3. Build relationships with your customers
Independent businesses who prioritize customer relationships will fare better through a recession, and will see much faster recovery down the line.
Brands competing on price to survive a recession will lock themselves into a dangerous loop.
First, they’ll struggle with tight margins as they cut prices to be competitive with retail giants. Second, they will attract customers who make purchasing decisions solely on low prices—these customers will not be interested in building a loyal, long-lasting relationship with them. This will make post-downturn recovery hard too (price-sensitive consumers are fickle and will happily shop elsewhere, rather than sticking around to help small businesses grow).
“Businesses who are able to maintain and nurture their customer relationships through a recession generally have less debt going into the downturn,” explains Spicer. “Merchants who are highly indebted will be hit too hard with interest rates and will have to make concessions in customer experience—simply because they need to cut costs.”
But those merchants who can strike a balance between strategic investment and servicing their debt will see faster recovery as the economic conditions settle.
Here are a few ways you can invest in your customer relationships:
- Keep your focus on knowing exactly who your customers are, why they chose your brand. Asking for feedback is a really important part of this. Feedback gives you insight into your overall customer sentiment, and shows you how that’s tracking over time.
- Be true to your business’s core values and mission—conscious consumers will stretch budgets for a greater cause if they can afford it, even if times are tough.
- Reward customers who keep coming back. Did you know that around 80% of a business’s revenue comes from the top 20% of their customers? All the more reason to start a loyalty program, leverage the value of your existing database, and offer incentives for repeat purchasing.

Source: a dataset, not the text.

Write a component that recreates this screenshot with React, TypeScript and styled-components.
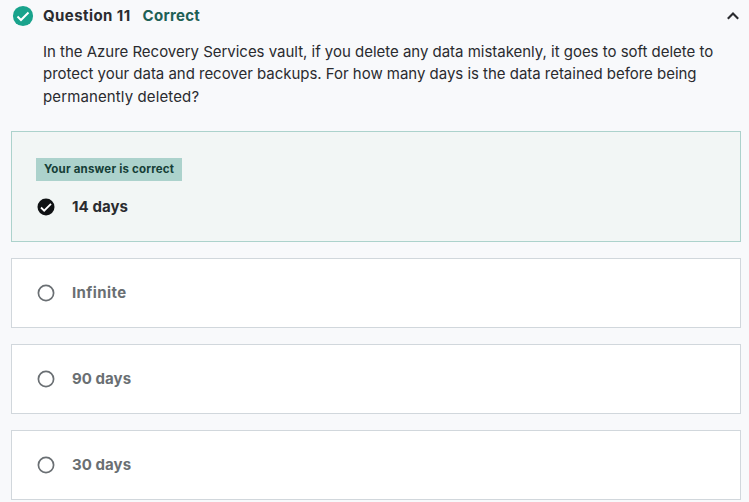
import React from "react";
import styled, { createGlobalStyle } from "styled-components";

const GlobalStyle = createGlobalStyle`
  *, *::before, *::after { box-sizing: border-box; }
  body {
    margin: 0;
    background: #f8f9fb;
    color: #2a2b2f;
    font-family: Inter, "Liberation Sans", sans-serif;
    overflow: hidden;
  }
  svg { display: block; flex: none; }
`;

const Page = styled.main`
  width: 749px;
  height: 502px;
  padding: 4px 8px 0 11px;
  overflow: hidden;
`;

const Header = styled.header`
  display: flex;
  align-items: center;
  height: 24px;
  padding-left: 1px;
`;

const Title = styled.h2`
  margin: 0 0 0 9px;
  font-size: 15px;
  line-height: 24px;
  font-weight: 700;
  letter-spacing: 0.42px;
`;

const Status = styled.span`
  margin-left: 12px;
  font-size: 15px;
  line-height: 24px;
  font-weight: 700;
  letter-spacing: 0.3px;
  color: #1e6055;
`;

const Toggle = styled.button`
  margin: 0 0 0 auto;
  padding: 0;
  border: 0;
  background: none;
  color: #2a2b2f;
`;

const Prompt = styled.p`
  margin: 13px 0 0 32px;
  height: 67px;
  font-size: 15px;
  line-height: 22.4px;
  white-space: nowrap;
`;

const Line = styled.span<{ $spacing: number }>`
  display: block;
  letter-spacing: ${(p) => p.$spacing}px;
`;

const Answers = styled.ul`
  display: flex;
  flex-direction: column;
  gap: 16px;
  margin: 23px 0 0;
  padding: 0;
  list-style: none;
`;

const Answer = styled.li<{ $correct?: boolean }>`
  display: flex;
  flex-direction: column;
  align-items: flex-start;
  justify-content: ${(p) => (p.$correct ? "flex-start" : "center")};
  height: ${(p) => (p.$correct ? 111 : 70)}px;
  padding: ${(p) => (p.$correct ? "26px 24px 0" : "0 24px")};
  border: 1px solid ${(p) => (p.$correct ? "#acd2cc" : "#d1d7dc")};
  background: ${(p) => (p.$correct ? "#f2f6f5" : "#fff")};
`;

const Badge = styled.span`
  width: 146px;
  height: 23px;
  margin-bottom: 15px;
  padding-left: 8px;
  background: #acd2cc;
  color: #153e37;
  font-size: 11.5px;
  line-height: 23px;
  font-weight: 700;
  letter-spacing: 0.19px;
  white-space: nowrap;
`;

const Option = styled.div<{ $correct?: boolean; $spacing?: number }>`
  display: flex;
  align-items: center;
  gap: 16px;
  height: 22px;
  font-size: 15px;
  line-height: 22px;
  font-weight: 700;
  letter-spacing: ${(p) => p.$spacing ?? 0.08}px;
  color: ${(p) => (p.$correct ? "#2a2b2f" : "#6a6f73")};
`;

const CheckCircle = ({ size, r, color }: { size: number; r: number; color: string }) => (
  <svg width={size} height={size} viewBox="-12 -12 24 24" aria-hidden="true">
    <circle r={r} fill={color} />
    <path d="M-6 .6 L-2.2 4.4 L6 -3.8" fill="none" stroke="#fff" strokeWidth="2.2" />
  </svg>
);

const Radio = () => (
  <svg width="20" height="20" viewBox="0 0 20 20" aria-hidden="true">
    <circle cx="10" cy="10" r="7.6" fill="#fff" stroke="#6a6f73" strokeWidth="1.7" />
  </svg>
);

const choices = [
  { label: "Infinite", spacing: 0.4 },
  { label: "90 days", spacing: 0.06 },
  { label: "30 days", spacing: 0.06 },
];

export default function App() {
  return (
    <>
      <GlobalStyle />
      <Page>
        <Header>
          <CheckCircle size={22} r={11} color="#19a38c" />
          <Title>Question 11</Title>
          <Status>Correct</Status>
          <Toggle aria-label="Collapse question">
            <svg width="16" height="16" viewBox="0 0 16 16">
              <path d="M2.8 10.8 L8 5.6 L13.2 10.8" fill="none" stroke="currentColor" strokeWidth="2.1" />
            </svg>
          </Toggle>
        </Header>
        <Prompt>
          <Line $spacing={-0.02}>In the Azure Recovery Services vault, if you delete any data mistakenly, it goes to soft delete to</Line>
          <Line $spacing={-0.025}>protect your data and recover backups. For how many days is the data retained before being</Line>
          <Line $spacing={0.12}>permanently deleted?</Line>
        </Prompt>
        <Answers>
          <Answer $correct>
            <Badge>Your answer is correct</Badge>
            <Option $correct>
              <CheckCircle size={20} r={10.2} color="#101214" />
              14 days
            </Option>
          </Answer>
          {choices.map(({ label, spacing }) => (
            <Answer key={label}>
              <Option $spacing={spacing}>
                <Radio />
                {label}
              </Option>
            </Answer>
          ))}
        </Answers>
      </Page>
    </>
  );
}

- Engage your customers and wider community on social media. Keep activity consistent by posting regularly, running polls or competitions, and sharing more candid video content on TikTok or Instagram stories.
- Invest in technology to future-proof your business. Find ways to streamline, personalize and automate marketing with technology. For example, consolidate all your marketing tools, or leverage technology such as AI for advanced product recommendations.
- Double down on smart marketing. Make sure you can track and report on sales generated by every marketing activity as much as you can. This will help you work out where you can cut costs. If you don’t have visibility on results, you might be cutting a key lead generator that could cost you in sales down the line.
- Keep your focus customer-centric. Don’t lose sight of what’s most important—building a database of loyal customers who come back again and again. Action points might include: implementing a loyalty program to reward your top customers, asking for feedback after a purchase, and leveraging social media to engage with your community.